As is the case here, the taxpayer might file a bankruptcy petition after the tax sale but before the county has issued a tax deed. When this happens, the tax purchaser's Certificate of Purchase is treated as an in rem lien on the real property and an asset of the bankruptcy estate. In re LaMont, 487 B.R. 488, 495 (N.D. Ill. 2012), aff'd, 740 F.3d 397 (7th Cir. 2014). The tax purchaser might seek a declaration in state court that the tax sale was a "sale in error," which would allow the purchaser to obtain a full refund. 35 ILCS 200/21-310(d); see also 35 ILCS 200/21-310(b)(1) (stating that one ground for finding a sale in error is a bankruptcy petition "filed subsequent to the tax sale and prior to the issuance of the tax deed").
Prairie Lock has not filed for a sale in error.
B. Interest Rates under the Bankruptcy Code
To confirm a chapter 13 plan, debtors must satisfy the requirements set forth in 11 U.S.C. § 1325. If a secured creditor does not accept the debtor's proposed plan (and the debtor does not surrender the property), the plan must provide that "the value, as of the effective date of the plan, of property to be distributed under the plan on account of such claim is not less than the allowed amount of such claim." 11 U.S.C. § 1325(a)(5)(B)(ii). This means that if the secured claim is not paid in a lump sum on the effective date, the creditor must receive interest on its claim. Till v. SCS Credit Corp., 541 U.S. 465, 474, 124 S.Ct. 1951, 158 L.Ed.2d 787 (2004) (explaining how interest compensates the creditor for inflation, time value, and default risk).

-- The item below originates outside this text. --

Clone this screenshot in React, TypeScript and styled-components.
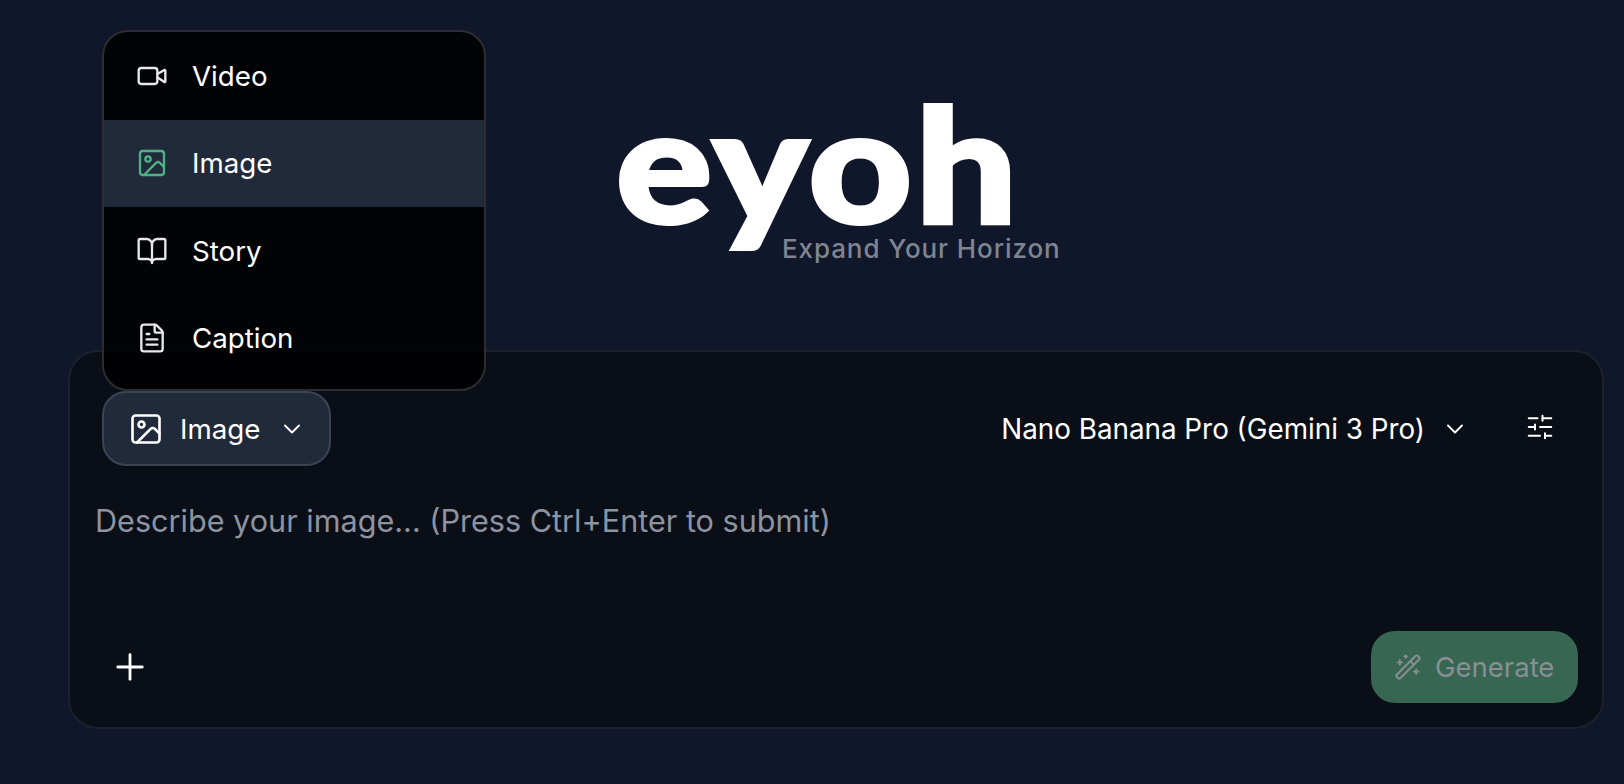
import { useState } from "react";
import styled, { createGlobalStyle } from "styled-components";
import {
  BookOpen,
  ChevronDown,
  FileText,
  Image,
  Plus,
  SlidersHorizontal,
  Video,
  WandSparkles,
} from "lucide-react";

const GlobalStyle = createGlobalStyle`
  html, body {
    margin: 0;
    height: 100%;
    background: #10172a;
  }
  body {
    font-family: Inter, "Liberation Sans", sans-serif;
    color: #fff;
  }
`;

const Page = styled.main`
  box-sizing: border-box;
  height: 784px;
  overflow: hidden;
  padding: 68px 20px 0 68px;
  display: flex;
  flex-direction: column;
  align-items: center;
`;

const Brand = styled.header`
  display: flex;
  flex-direction: column;
  width: 442px;
  height: 282px;
`;

const Wordmark = styled.div`
  margin-left: 1px;
  font-family: Lato, Inter, sans-serif;
  font-size: 158px;
  font-weight: 900;
  line-height: 188px;
  letter-spacing: 3px;
  color: #fff;
  -webkit-text-stroke: 4px #fff;
  transform: scaleX(1.135);
  transform-origin: left center;
`;

const Tagline = styled.div`
  margin: -22px 0 0 167px;
  font-size: 26px;
  font-weight: 500;
  line-height: 30px;
  letter-spacing: 0.9px;
  white-space: nowrap;
  color: #7f8490;
`;

const Card = styled.section`
  box-sizing: border-box;
  width: 100%;
  height: 379px;
  padding: 39px 24px 24px 25px;
  display: flex;
  flex-direction: column;
  background: #0a0e17;
  border: 2px solid #1c212c;
  border-radius: 30px;
`;

const Toolbar = styled.div`
  display: flex;
  align-items: center;
  justify-content: space-between;
  padding: 0 23px 0 7px;
`;

const TypePicker = styled.div`
  position: relative;
`;

const Menu = styled.ul`
  position: absolute;
  left: 0;
  bottom: 100%;
  box-sizing: border-box;
  width: 384px;
  height: 361px;
  margin: 0;
  padding: 0 0 7px;
  list-style: none;
  overflow: hidden;
  background: rgba(0, 0, 0, 0.87);
  border: 2px solid #2c2d31;
  border-radius: 26px;
`;

const MenuItem = styled.li<{ $active?: boolean }>`
  height: 87.5px;
  padding: 0 0 0 32px;
  display: flex;
  align-items: center;
  gap: 24px;
  font-size: 27.7px;
  background: ${({ $active }) => ($active ? "#202a3a" : "transparent")};
  color: #fff;

  svg {
    flex: none;
    color: ${({ $active }) => ($active ? "#4fb286" : "#e8e8ea")};
  }
`;

const TypeButton = styled.button`
  box-sizing: border-box;
  width: 229px;
  height: 75px;
  padding: 0 0 0 24px;
  display: flex;
  align-items: center;
  gap: 16px;
  font: inherit;
  font-size: 27.7px;
  color: #fff;
  background: #202a3a;
  border: 2px solid #3b4454;
  border-radius: 24px;
`;

const ButtonChevron = styled(ChevronDown)`
  margin-left: 2px;
`;

const ModelTools = styled.div`
  display: flex;
  align-items: center;
  gap: 56px;
`;

const ModelButton = styled.button`
  display: flex;
  align-items: center;
  gap: 16px;
  padding: 0;
  font: inherit;
  font-size: 27.8px;
  color: #fff;
  background: none;
  border: 0;
`;

const IconButton = styled.button<{ $lift?: number }>`
  display: flex;
  padding: 0 0 ${({ $lift }) => $lift ?? 0}px;
  color: #fff;
  background: none;
  border: 0;
`;

const Prompt = styled.textarea`
  flex: 1;
  margin-top: 33px;
  padding: 0;
  font: inherit;
  font-size: 30.6px;
  line-height: 44px;
  color: #fff;
  resize: none;
  outline: none;
  background: none;
  border: 0;

  &::placeholder {
    color: #8e93a0;
    opacity: 1;
  }
`;

const Footer = styled.div`
  display: flex;
  align-items: center;
  justify-content: space-between;
  padding-left: 14px;
`;

const GenerateButton = styled.button`
  box-sizing: border-box;
  width: 207px;
  height: 72px;
  padding: 0 0 0 23px;
  display: flex;
  align-items: center;
  gap: 13px;
  font: inherit;
  font-size: 27.5px;
  color: #8b8f94;
  background: #376652;
  border: 0;
  border-radius: 24px;
`;

const items = [
  { label: "Video", icon: Video },
  { label: "Image", icon: Image, active: true },
  { label: "Story", icon: BookOpen },
  { label: "Caption", icon: FileText },
];

export default function App() {
  const [prompt, setPrompt] = useState("");

  return (
    <>
      <GlobalStyle />
      <Page>
        <Brand>
          <Wordmark>eyoh</Wordmark>
          <Tagline>Expand Your Horizon</Tagline>
        </Brand>
        <Card>
          <Toolbar>
            <TypePicker>
              <Menu>
                {items.map(({ label, icon: Icon, active }) => (
                  <MenuItem key={label} $active={active}>
                    <Icon size={32} strokeWidth={1.75} />
                    {label}
                  </MenuItem>
                ))}
              </Menu>
              <TypeButton>
                <Image size={36} strokeWidth={1.75} />
                Image
                <ButtonChevron size={28} strokeWidth={1.6} />
              </TypeButton>
            </TypePicker>
            <ModelTools>
              <ModelButton>
                Nano Banana Pro (Gemini 3 Pro)
                <ChevronDown size={28} strokeWidth={1.6} />
              </ModelButton>
              <IconButton $lift={3}>
                <SlidersHorizontal size={30} strokeWidth={1.6} />
              </IconButton>
            </ModelTools>
          </Toolbar>
          <Prompt
            value={prompt}
            onChange={(e) => setPrompt(e.target.value)}
            placeholder="Describe your image... (Press Ctrl+Enter to submit)"
          />
          <Footer>
            <IconButton>
              <Plus size={42} strokeWidth={1.6} />
            </IconButton>
            <GenerateButton disabled>
              <WandSparkles size={28} strokeWidth={1.6} />
              Generate
            </GenerateButton>
          </Footer>
        </Card>
      </Page>
    </>
  );
}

When a tax purchaser's claim is provided for in a chapter 13 plan, "the rate of interest shall be the rate determined under applicable nonbankruptcy law." 11 U.S.C. § 511(a); see also In re Drake, 638 B.R. 96, 100 (Bankr. N.D. Ill. 2022) ("When the secured claim is a tax claim, [Till v. SCS Credit Corp.]'s interest rate formula does not apply. Instead, the interest rate paid on tax claims in bankruptcy cases is determined under 11 U.S.C. § 511.").

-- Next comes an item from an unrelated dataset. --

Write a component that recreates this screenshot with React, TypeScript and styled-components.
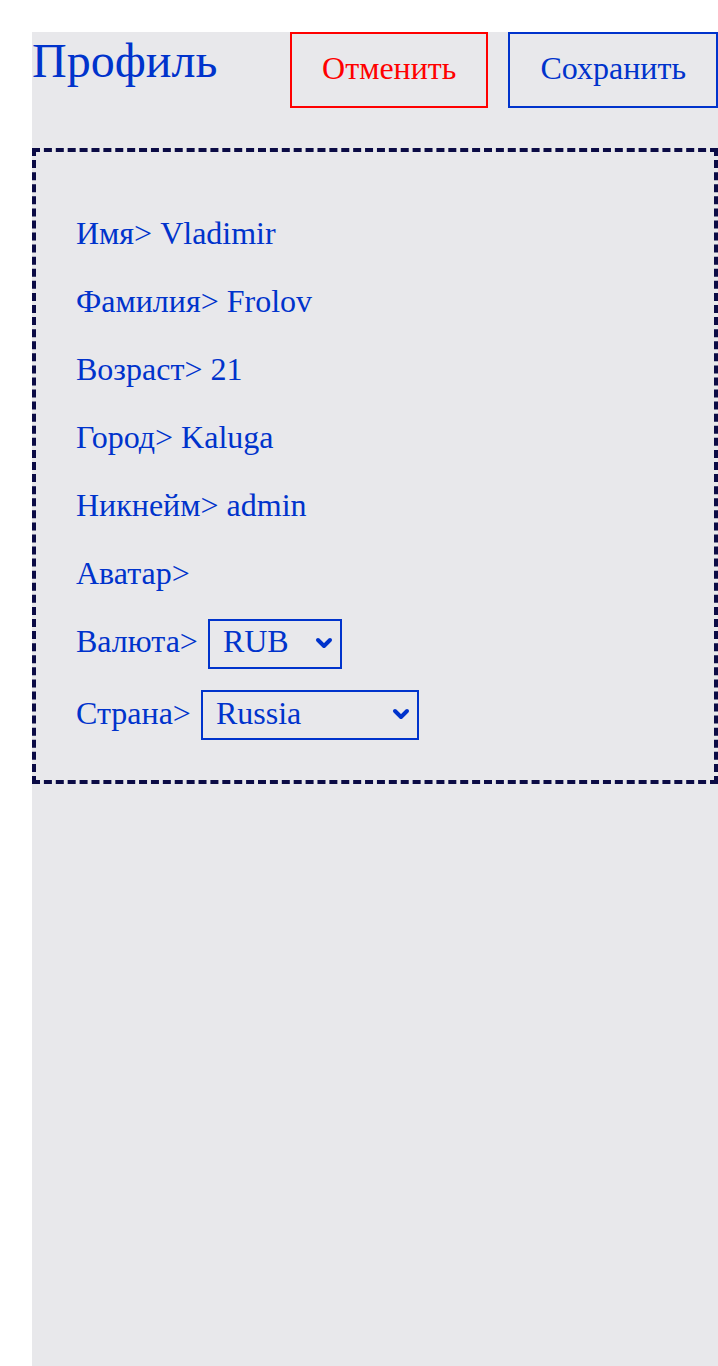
import * as React from "react";
import styled, { createGlobalStyle, css } from "styled-components";

const GlobalStyle = createGlobalStyle`
  html, body {
    margin: 0;
    background: #ffffff;
    font-family: "Liberation Serif", "Times New Roman", serif;
  }
`;

const Page = styled.div`
  box-sizing: border-box;
  min-height: 100vh;
  padding: 32px 0 0 32px;
  display: flex;
`;

const Panel = styled.main`
  flex: 1;
  background-color: #e8e8eb;
  color: #0033cc;
`;

const Header = styled.header`
  display: flex;
  justify-content: space-between;
  align-items: flex-start;
`;

const Title = styled.h1`
  margin: 0;
  font-size: 48px;
  font-weight: normal;
  line-height: 58px;
`;

const Actions = styled.div`
  display: flex;
  gap: 20px;
`;

const Button = styled.button<{ $tone: "danger" | "primary" }>`
  box-sizing: border-box;
  height: 76px;
  padding: 0 30px 5px;
  background: transparent;
  font-family: inherit;
  font-size: 32px;
  line-height: 36px;
  cursor: pointer;
  ${(p) =>
    p.$tone === "danger"
      ? css`
          border: 2px solid #ff0000;
          color: #ff0000;
        `
      : css`
          border: 2px solid #0033cc;
          color: #0033cc;
        `}
`;

const Card = styled.section`
  margin-top: 40px;
  border: 4px dashed #0b0b45;
  padding: 57px 40px 40px;
  display: flex;
  flex-direction: column;
  gap: 20px;
`;

const Row = styled.div`
  display: flex;
  align-items: baseline;
  gap: 10px;
  font-size: 32px;
  line-height: 48px;
`;

const SelectWrap = styled.div`
  position: relative;
  display: inline-flex;
`;

const Select = styled.select<{ $width: number }>`
  appearance: none;
  box-sizing: border-box;
  width: ${(p) => p.$width}px;
  height: 50px;
  margin: 0;
  padding: 0 0 5px 13px;
  border: 2px solid #0033cc;
  border-radius: 0;
  background: transparent;
  color: #0033cc;
  font-family: inherit;
  font-size: 32px;
  line-height: 36px;
`;

const Chevron = styled.svg`
  position: absolute;
  right: 9px;
  top: 18px;
  width: 18px;
  height: 12px;
  pointer-events: none;
`;

function Dropdown(props: { width: number; value: string; options: string[] }) {
  return (
    <SelectWrap>
      <Select $width={props.width} defaultValue={props.value}>
        {props.options.map((o) => (
          <option key={o}>{o}</option>
        ))}
      </Select>
      <Chevron viewBox="0 0 18 12">
        <path
          d="M3 3 L9 9 L15 3"
          fill="none"
          stroke="#0033cc"
          strokeWidth="4"
          strokeLinecap="round"
          strokeLinejoin="round"
        />
      </Chevron>
    </SelectWrap>
  );
}

const fields: [string, string][] = [
  ["Имя", "Vladimir"],
  ["Фамилия", "Frolov"],
  ["Возраст", "21"],
  ["Город", "Kaluga"],
  ["Никнейм", "admin"],
  ["Аватар", ""],
];

export default function App() {
  return (
    <Page>
      <GlobalStyle />
      <Panel>
        <Header>
          <Title>Профиль</Title>
          <Actions>
            <Button $tone="danger">Отменить</Button>
            <Button $tone="primary">Сохранить</Button>
          </Actions>
        </Header>
        <Card>
          {fields.map(([label, value]) => (
            <Row key={label}>
              <span>
                {label}&gt; {value}
              </span>
            </Row>
          ))}
          <Row>
            <span>Валюта&gt;</span>
            <Dropdown width={134} value="RUB" options={["RUB", "USD", "EUR"]} />
          </Row>
          <Row>
            <span>Страна&gt;</span>
            <Dropdown
              width={218}
              value="Russia"
              options={["Russia", "Belarus", "Kazakhstan"]}
            />
          </Row>
        </Card>
      </Panel>
    </Page>
  );
}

In this case, the applicable nonbankruptcy law is the Illinois Property Tax Code. If the debtor is redeeming the property, 35 ILCS 200/21-355(c) controls: the debtor must pay the county 12% interest. Alternatively, if the payment is on account of the tax purchaser's secured in rem claim, 35 ILCS 200/21-15 governs: the interest rate is 1.5% per month or 18% per year. In other words, section 355(c)—and the 12% interest rate—only applies if the debtor is exercising a right of redemption. See In re Drake, 638 B.R. 96, 103 (Bankr. N.D. Ill. 2022). Otherwise, when the plan is merely treating the tax purchaser's secured claim, the proper interest rate is 18%. Id. at 104.
IV. Analysis
In the instant case, the Debtor is not attempting to exercise a right of redemption. The proposed plan provides for payment of Prairie Lock's in rem secured claim. Under 35 ILCS 200/21-15, the correct interest rate on Prairie Lock's $3,878.48 claim is 18%. Although Will County has not weighed in on this dispute, it appears that a county clerk cannot receive installments on the unpaid taxes (i.e., the redemption amount). See In re LaMont, 740 F.3d at 410. Accordingly, the standing trustee should direct the payments to Prairie Lock. Id. (suggesting that courts may adopt a solution "such as payment directly to the tax purchaser").
Future property taxes, however, should be paid to Will County. In Illinois, property taxes are paid to the county in which the real property is located, and property tax bills come directly from county collectors. 35 ILCS 200/20 et seq. Prairie Lock has not provided any authority for the court to ignore the Illinois Property Tax Code. Rather, Prairie Lock's arguments on this point concern the Debtor's lack of prudent budgeting. These statements are both unpersuasive and condescending to the Debtor—who, from the record, appears to be an honest and unfortunate debtor exercising his right to seek bankruptcy relief.
V. Conclusion
For the reasons explained above, Prairie Lock is entitled to a secured claim in the amount of $3,878.48 and interest at 18%. The standing trustee should make payments on account of the secured claim directly to Prairie Lock. Future property tax payments should be made to Will County as required by the Illinois Property Tax Code. The Debtor's objection to Will County's claim is sustained and, unless Prairie Lock seeks an order for a sale in error, Will County is not entitled to any payment under the plan for 2018 property taxes.